The FCC and most lawmakers largely have concurred.

"All we are doing is adding a few zeroes to the current level of fines; we do not change the current standards one bit," said Rep. Fred Upton (R-Mich.), who introduced the first version of the bill in January 2004, two weeks before singer Janet Jackson's right breast was exposed during the Super Bowl halftime show on CBS, creating the flashpoint of the decency debate.

On the other side, radio and television broadcasters, artists and First Amendment specialists have opposed the increase in fines, saying they will exacerbate what they call the "chilling effect" already underway in the creative community, as the government cracks down on content. For instance, the networks have added delays to live broadcasts that allow them to catch offensive material before it airs. A number of broadcasters have instituted zero-tolerance rules for their on-air personalities, meaning objectionable broadcasts can bring immediate firing.

Currently, the FCC can impose a maximum fine of $32,500 on radio and television stations that broadcast indecent material, defined by the agency as sexual or excretory content of a "patently offensive nature" between the hours of 6 a.m. and 10 p.m. when children are most likely to be watching.

The FCC can impose one fine per program that may include several indecent incidents, or it may chose to fine each incident within a program, raising the total amount into the low millions. The bill passed yesterday is meant to cap the fine amount at $3 million per incident per day, but lawyers disagreed on whether there is enough wiggle room in the bill's language to allow the FCC to impose fines running into the tens of millions of dollars.

The bill comes as networks are asking the courts to challenge the government's very ability to regulate content on the airwaves, an authority based on two Supreme Court rulings, the most important of which received only a 5 to 4 approval nearly 30 years ago.

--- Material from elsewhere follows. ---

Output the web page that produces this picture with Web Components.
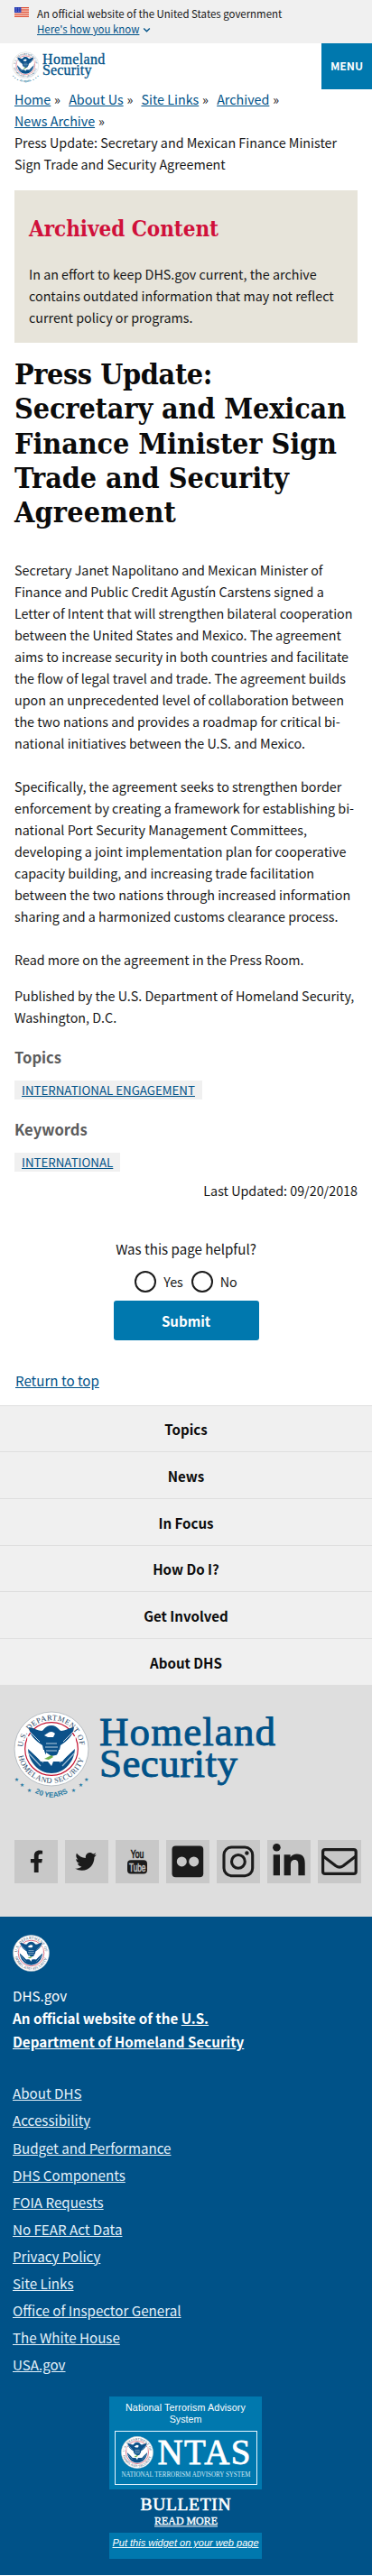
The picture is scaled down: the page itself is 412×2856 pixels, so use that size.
<!DOCTYPE html>
<html lang="en">
<head>
<meta charset="utf-8">
<title>Press Update | Homeland Security</title>
<style>
html,body{margin:0;padding:0;background:#fff}
body{font-family:"Noto Sans CJK SC","Noto Sans",sans-serif;font-size:14.32px;line-height:24px;color:#151515;width:412px;overflow-x:hidden}
</style>
</head>
<body>
<dhs-page></dhs-page>
<script>
const def=(name,html,after)=>customElements.define(name,class extends HTMLElement{
  connectedCallback(){
    if(this.shadowRoot)return;
    const r=this.attachShadow({mode:'open'});
    r.innerHTML=typeof html==='function'?html(this):html;
    if(after)after(this,r);
  }
});

/* One line of type, tracked so that it fills the measure given in w */
def('fit-line',`<style>:host{display:block;white-space:nowrap}span{display:inline-block;text-decoration:var(--line,none)}</style><span><slot></slot></span>`,(el,r)=>{
  const s=r.querySelector('span'),w=+el.getAttribute('w'),n=el.textContent.length;
  const now=s.getBoundingClientRect().width;
  s.style.letterSpacing=((w-now)/n)+'px';
});

const sealArt=`
<circle r="41" fill="#fff" stroke="#b9bfc4" stroke-width="1"/>
<circle r="29.3" fill="#fff" stroke="#c41230" stroke-width="1.2"/>
<path d="M-26 -4C-27 14-14 27 0 27S27 14 26 -4L12 14L-12 14Z" fill="#0b5189"/>
<path d="M-25 -1L-9 15M-25 5L-12 19M25 -1L9 15M25 5L12 19" stroke="#9fbdd4" stroke-width="1.2"/>
<path d="M-27 -15L-9 -3L-4 10L-11 14L-26 0ZM27 -15L9 -3L4 10L11 14L26 0Z" fill="#fff"/>
<path d="M-25 -24C-18 -23-15 -20-11 -20C-8 -20-8 -26 0 -26C7 -26 8 -20 11 -20C15 -20 18 -23 25 -24C24 -15 18 -9 10 -4L9 1H-9L-10 -4C-18 -9-24 -15-25 -24Z" fill="#0b5189"/>
<path d="M-25 -20L-13 -8M25 -20L13 -8" stroke="#fff" stroke-width=".8"/>
<path d="M-5 -17Q0 -21 4 -17L2 -13H-4L-8 -15Z" fill="#fff"/>
<path d="M-8 -9H8V2Q6 9 0 12Q-6 9-8 2Z" fill="#0b5189"/>
<path d="M-6 -6H6M-7 -2H7M-6 2H6" stroke="#b9d0e0" stroke-width="1.2"/>
<path d="M-6 4L0 8L9 6L6 10L12 13L2 14L0 19L-4 14L-11 13L-6 9Z" fill="#fff"/>
<path d="M-8 11L0 7L2 9L-3 12Z" fill="#6fb04a"/>`;
const sealText=`
<path id="t" d="M-31.4 5A31.8 31.8 0 1 1 31.4 5" fill="none"/>
<path id="b" d="M-37.2 5A37.5 37.5 0 0 0 37.2 5" fill="none"/>
<g fill="#1d3f63" font-family="Liberation Serif,serif" font-size="8.4">
<text><textPath href="#t" startOffset="7" textLength="94">U.S. DEPARTMENT OF</textPath></text>
<text><textPath href="#b" startOffset="3" textLength="99">HOMELAND SECURITY</textPath></text></g>`;

def('dhs-seal',`<style>:host{display:block}svg{display:block;width:100%;height:100%}</style><svg viewBox="-42 -42 84 84">${sealArt}${sealText}</svg>`);

/* Seal, anniversary stars and wordmark */
def('dhs-logo',`<style>:host{display:block}svg{display:block;width:100%;height:100%}</style>
<svg viewBox="0 0 300 105"><g transform="translate(43 43)">${sealArt}${sealText}
<path id="y" d="M-34 36Q0 71.5 34 36" fill="none"/>
<g fill="#2a7ba3" text-anchor="middle" font-family="DejaVu Sans,sans-serif" font-size="6"><text x="-38.5" y="36">★</text><text x="-32.5" y="42.2">★</text><text x="-24.5" y="47.5">★</text><text x="24.5" y="47.5">★</text><text x="32.5" y="42.2">★</text><text x="38.7" y="36">★</text></g>
<text fill="#2a7ba3" font-family="Liberation Sans,sans-serif" font-size="8" font-weight="bold" text-anchor="middle"><textPath href="#y" startOffset="50%">20 YEARS</textPath></text></g>
<g fill="#005288" stroke="#005288" stroke-width=".9" font-family="Liberation Serif,serif" font-size="45">
<text x="96" y="39" textLength="195">Homeland</text><text x="96" y="74" textLength="153">Security</text></g></svg>`);

def('us-flag',()=>{let s='';for(let i=0;i<7;i++)s+=`<rect y="${i*1.69}" width="16" height=".95" fill="#db3e1f"/>`;
let d='';for(let y=0;y<3;y++)for(let x=0;x<4;x++)d+=`<circle cx="${1.2+x*1.6}" cy="${1.1+y*1.8}" r=".35" fill="#fff"/>`;
return `<style>:host{display:block}svg{display:block}</style><svg width="16" height="11"><rect width="16" height="11" fill="#fff"/>${s}<rect width="7.4" height="6" fill="#1e33b1"/>${d}</svg>`});

def('gov-banner',`<style>:host{display:flex;box-sizing:border-box;height:48px;background:#f0f0f0;padding:7px 16px 0;gap:8.7px;font-size:11.45px;line-height:17px}
us-flag{margin:1px 0 0 .3px}a{color:#005288;text-decoration:underline}svg{margin-left:4px;vertical-align:-1px}div{white-space:nowrap}</style>
<us-flag></us-flag><div>An official website of the United States government<br><a>Here's how you know</a><svg width="9" height="9" viewBox="0 0 9 9"><path d="M1.2 2.6L4.5 5.8L7.8 2.6" fill="none" stroke="#005288" stroke-width="1.4"/></svg></div>`);

def('site-header',`<style>:host{display:flex;justify-content:space-between;height:50px}
dhs-logo{width:106.5px;height:37.3px;margin:8.8px 0 0 13.2px}
button{all:unset;width:56px;height:50.7px;background:#0078ae;color:#fff;font-weight:bold;font-size:12.2px;line-height:50px;text-align:center}</style>
<dhs-logo></dhs-logo><button>MENU</button>`);

def('crumb-trail',`<style>:host{display:block;padding:0 16px;white-space:nowrap}a{color:#005288;text-decoration:underline}i{font-style:normal;margin:0 9.2px 0 3.8px}</style>
<a>Home</a><i>»</i><a>About Us</a><i>»</i><a>Site Links</a><i>»</i><a>Archived</a><i>»</i><br><a>News Archive</a><i>»</i><br>Press Update: Secretary and Mexican Finance Minister<br>Sign Trade and Security Agreement`);

def('archive-notice',`<style>:host{display:block;box-sizing:border-box;margin:16.5px 16px 0;padding:27.5px 16px 0;height:169.5px;background:#e7e4da}
h2{margin:0 0 21.8px;font:bold 24px/32px "DejaVu Serif Condensed","DejaVu Serif",serif;color:#d0103a}p{margin:0;white-space:nowrap}</style>
<h2><fit-line w="210">Archived Content</fit-line></h2><p>In an effort to keep DHS.gov current, the archive<br>contains outdated information that may not reflect<br>current policy or programs.</p>`);

def('press-article',`<style>:host{display:block;padding:0 16px}h1{margin:15.8px 0 32.3px;font:bold 32px/38.4px "DejaVu Serif Condensed","DejaVu Serif",serif;color:#0b0b0b}
p{margin:0 0 24px;white-space:nowrap}p.pub{margin:-7.7px 0 0}</style>
<h1><fit-line w="219">Press Update:</fit-line><fit-line w="367">Secretary and Mexican</fit-line><fit-line w="357">Finance Minister Sign</fit-line><fit-line w="304">Trade and Security</fit-line><fit-line w="179">Agreement</fit-line></h1>
<p>Secretary Janet Napolitano and Mexican Minister of<br>Finance and Public Credit Agustín Carstens signed a<br>Letter of Intent that will strengthen bilateral cooperation<br>between the United States and Mexico. The agreement<br>aims to increase security in both countries and facilitate<br>the flow of legal travel and trade. The agreement builds<br>upon an unprecedented level of collaboration between<br>the two nations and provides a roadmap for critical bi-<br>national initiatives between the U.S. and Mexico.</p>
<p>Specifically, the agreement seeks to strengthen border<br>enforcement by creating a framework for establishing bi-<br>national Port Security Management Committees,<br>developing a joint implementation plan for cooperative<br>capacity building, and increasing trade facilitation<br>between the two nations through increased information<br>sharing and a harmonized customs clearance process.</p>
<p>Read more on the agreement in the Press Room.</p>
<p class="pub">Published by the U.S. Department of Homeland Security,<br>Washington, D.C.</p>`);

def('tag-group',el=>`<style>:host{display:block;padding:0 16px}h3{margin:0 0 14.2px;font-size:16.6px;line-height:24px;color:#5c5c5c}
a{display:block;width:max-content;padding:.5px 8px 0;background:#f0f0f0;color:#005288;font-size:13.3px;line-height:20.3px;text-decoration:underline;text-transform:uppercase}</style>
<h3>${el.getAttribute('heading')}</h3><a><slot></slot></a>`);

def('page-feedback',`<style>:host{display:flex;flex-direction:column;align-items:center;padding-top:40.4px}
.q{font-size:15.1px}
.r{display:flex;align-items:center;height:24px;margin-top:12.7px}
i{width:20px;height:20px;border:2px solid #1b1b1b;border-radius:50%;margin-right:8px}
span{margin-right:9px}span:last-child{margin-right:0}
button{all:unset;margin-top:8.8px;width:161px;height:44.4px;border-radius:3px;background:#0078ae;color:#fff;font-weight:bold;font-size:15.1px;line-height:44px;text-align:center}</style>
<div class="q">Was this page helpful?</div><div class="r"><i></i><span>Yes</span><i></i><span>No</span></div><button>Submit</button>`);

def('footer-nav',el=>`<style>:host{display:block;background:#f0f0f0;height:310px}a{display:block;box-sizing:border-box;height:51.7px;border-top:1px solid #dfdfdf;text-align:center;font-weight:bold;font-size:15.1px;line-height:28px;padding-top:11.5px;color:#0b0b0b}</style>
${el.getAttribute('items').split('|').map(t=>`<a>${t}</a>`).join('')}`);

const glyphs={
facebook:`<path transform="translate(16.8 11.5) scale(.048)" d="M279.14 288l14.22-92.66h-88.91v-60.13c0-25.35 12.42-50.06 52.24-50.06h40.42V6.26S260.43 0 225.36 0c-73.22 0-121.08 44.38-121.08 124.72v70.62H22.89V288h81.39v224h100.17V288z"/>`,
twitter:`<path transform="translate(11.3 11.6) scale(.046 .048)" d="M459.37 151.716c.325 4.548.325 9.097.325 13.645 0 138.72-105.583 298.558-298.558 298.558-59.452 0-114.68-17.219-161.137-47.106 8.447.974 16.568 1.299 25.34 1.299 49.055 0 94.213-16.568 130.274-44.832-46.132-.975-84.792-31.188-98.112-72.772 6.498.974 12.995 1.624 19.818 1.624 9.421 0 18.843-1.3 27.614-3.573-48.081-9.747-84.143-51.98-84.143-102.985v-1.299c13.969 7.797 30.214 12.67 47.431 13.319-28.264-18.843-46.781-51.005-46.781-87.391 0-19.492 5.197-37.36 14.294-52.954 51.655 63.675 129.3 105.258 216.365 109.807-1.624-7.797-2.599-15.918-2.599-24.04 0-57.828 46.782-104.934 104.934-104.934 30.213 0 57.502 12.67 76.67 33.137 23.715-4.548 46.456-13.32 66.599-25.34-7.798 24.366-24.366 44.833-46.132 57.827 21.117-2.273 41.584-8.122 60.426-16.243-14.292 20.791-32.161 39.308-52.628 54.253z"/>`,
youtube:`<rect x="13" y="22.3" width="22" height="15.2" rx="4"/><g font-family="Liberation Sans,sans-serif" font-size="13"><text x="16.7" y="20.2" textLength="14.5" lengthAdjust="spacingAndGlyphs" stroke="#1b1b1b" stroke-width=".7">You</text><text x="15" y="34.8" textLength="18.4" lengthAdjust="spacingAndGlyphs" fill="#c8c8c8" stroke="#c8c8c8" stroke-width=".5">Tube</text></g>`,
flickr:`<rect x="6.5" y="6.5" width="34.7" height="34.7" rx="4"/><circle cx="17.3" cy="23.9" r="5.5" fill="#c8c8c8"/><circle cx="30.7" cy="23.9" r="5.5" fill="#c8c8c8"/>`,
instagram:`<g fill="none" stroke="#1b1b1b" stroke-width="3.1"><rect x="8" y="8" width="31.7" height="31.7" rx="8.5"/><circle cx="23.9" cy="23.9" r="7.4"/></g><circle cx="33.4" cy="14.5" r="2.2"/>`,
linkedin:`<circle cx="10.4" cy="8.2" r="4.3"/><path d="M6.7 16.2H14V39.2H6.7ZM18.6 16.2H25.6V19.3C27.2 16.8 29.6 15.6 32.8 15.6C39.4 15.6 41.7 19.4 41.7 26V39.2H34.4V27.6C34.4 24.4 33.8 22 30.5 22C27 22 25.9 24.4 25.9 27.8V39.2H18.6Z"/>`,
mail:`<g fill="none" stroke="#1b1b1b" stroke-width="3.2" stroke-linejoin="round"><rect x="5.6" y="10.6" width="36.6" height="26.8" rx="2.5"/><path d="M6 18L20 28.8Q24 31.6 28 28.8L42 18"/></g>`};
def('social-icon',el=>`<style>:host{display:block;flex:none;width:48px;height:48px;background:#c8c8c8}svg{display:block}</style><svg width="48" height="48" fill="#1b1b1b">${glyphs[el.getAttribute('name')]}</svg>`);

def('footer-brand',`<style>:host{display:block;box-sizing:border-box;background:#dedede;height:257px;padding:28px 0 0 13.5px}dhs-logo{width:300px;height:105px}
div{display:flex;gap:8px;margin:39px 0 0 2.5px}</style><dhs-logo></dhs-logo><div>${Object.keys(glyphs).map(n=>`<social-icon name="${n}"></social-icon>`).join('')}</div>`);

def('ntas-widget',`<style>:host{display:block;width:169px;margin:0 auto;color:#fff;text-align:center;font-family:"Liberation Sans",sans-serif;white-space:nowrap}
.t{box-sizing:border-box;height:103px;background:#0078ae;padding-top:5.5px;font-size:10.7px;line-height:13px}
.f{box-sizing:border-box;display:flex;width:158px;height:60px;margin:6.5px auto 0;border:1.5px solid #e8f6ff}
.m{height:48px;display:block}.p{height:29px;background:#0078ae;font-size:11px;line-height:23px;font-style:italic;--line:underline}svg{display:block}</style>
<div class="t"><fit-line w="133">National Terrorism Advisory</fit-line>System<div class="f"><svg width="155" height="57" viewBox="0 0 155 57"><g transform="translate(24 23) scale(.43)">${sealArt}${sealText}</g><g font-family="Liberation Serif,serif" fill="#fff"><text x="46.5" y="36" font-size="39" textLength="103" stroke="#fff" stroke-width=".8">NTAS</text><text x="6.5" y="50" font-size="7.3" textLength="143" lengthAdjust="spacingAndGlyphs" fill="#cfe8f4">NATIONAL TERRORISM ADVISORY SYSTEM</text></g></svg></div></div>
<svg class="m" width="169" height="48" fill="#fff" font-family="Liberation Serif,serif"><text x="34.5" y="23" font-size="19.5" textLength="100" stroke="#fff" stroke-width=".6">BULLETIN</text><text x="50" y="39" font-size="12.6" textLength="70" lengthAdjust="spacingAndGlyphs" stroke="#fff" stroke-width=".4">READ MORE</text><rect x="50" y="40.4" width="70" height="1"/></svg>
<div class="p"><fit-line w="162">Put this widget on your web page</fit-line></div>`);

def('site-identifier',el=>`<style>:host{display:block;box-sizing:border-box;height:730px;background:#005288;color:#fff;padding:20px 14px 0}
dhs-seal{width:41px;height:41px;margin-left:-.5px}p{margin:14px 0 0;line-height:25.6px;font-size:15.2px;white-space:nowrap}u{text-decoration:underline}
ul{list-style:none;margin:28.9px 0 0;padding:0;font-size:15.15px}li{height:30.1px;line-height:30.1px;text-decoration:underline;color:#e4f1fa}ntas-widget{margin-top:21px;position:relative;left:-.5px}</style>
<dhs-seal></dhs-seal><p>DHS.gov<br><b>An official website of the <u>U.S.</u><br><u>Department of Homeland Security</u></b></p>
<ul>${el.getAttribute('links').split('|').map(t=>`<li>${t}</li>`).join('')}</ul><ntas-widget></ntas-widget>`);

def('dhs-page',`<style>:host{display:block}.g{margin-top:19.4px}.k{margin-top:21.2px}.u{margin:9.1px 16px 0;text-align:right}.top{display:block;margin:31.8px 0 15.5px 17px;color:#005288;text-decoration:underline;font-size:15.1px}</style>
<gov-banner></gov-banner><site-header></site-header><crumb-trail></crumb-trail><archive-notice></archive-notice><press-article></press-article>
<tag-group class="g" heading="Topics">International Engagement</tag-group><tag-group class="k" heading="Keywords">International</tag-group>
<div class="u">Last Updated: 09/20/2018</div><page-feedback></page-feedback><a class="top">Return to top</a>
<footer-nav items="Topics|News|In Focus|How Do I?|Get Involved|About DHS"></footer-nav><footer-brand></footer-brand>
<site-identifier links="About DHS|Accessibility|Budget and Performance|DHS Components|FOIA Requests|No FEAR Act Data|Privacy Policy|Site Links|Office of Inspector General|The White House|USA.gov"></site-identifier>`);
</script>
</body>
</html>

ABC, CBS, NBC, Fox and more than 800 affiliated television stations sued in federal court in April to overturn the March indecency rulings, saying the agency had overstepped its authority. The suit could become the test case long awaited by broadcasters to challenge the indecency regulations, the networks privately acknowledge.

Broadcasters argue that the decency rules were put in place when viewers had a choice of only a few television and radio stations and it made some sense that the government should regulate content.

Further, the broadcasters say, cable and satellite channels have an unfair advantage because they can show racier content than the networks -- such as HBO's "The Sopranos" -- which has contributed to the erosion of the networks' audience.

"In issues related to programming content, NAB believes responsible self-regulation is preferable to government regulation," said Dennis Wharton, spokesman for the National Association of Broadcasters, the industry's trade group. "If there is regulation, it should be applied equally to cable and satellite TV and satellite radio."

Lawmaker and viewer outrage over increasingly vulgar radio and television programming was simmering in 2003, when U2 front man Bono uttered the "f-word" during a live broadcast of an awards show on NBC, former CBS Radio deejays Opie and Anthony aired a couple purportedly having sex in St. Patrick's cathedral in New York, and reality-TV star Nicole Richie used profanity during a Fox awards show.

But the issue boiled over after the 2004 Super Bowl. Twenty CBS-owned stations were fined a total of $550,000 for airing the incident, a penalty the network is appealing in court.

Since then, FCC commissioners and several lawmakers have said the maximum fine was no deterrent to the multibillion-dollar broadcast conglomerates. Various versions of bills that would raise the fines languished in Congress until this year, when Senate Majority Leader Bill Frist (R-Tenn.) picked up one version and pushed it through the Senate. The House acted quickly after the Senate's approval.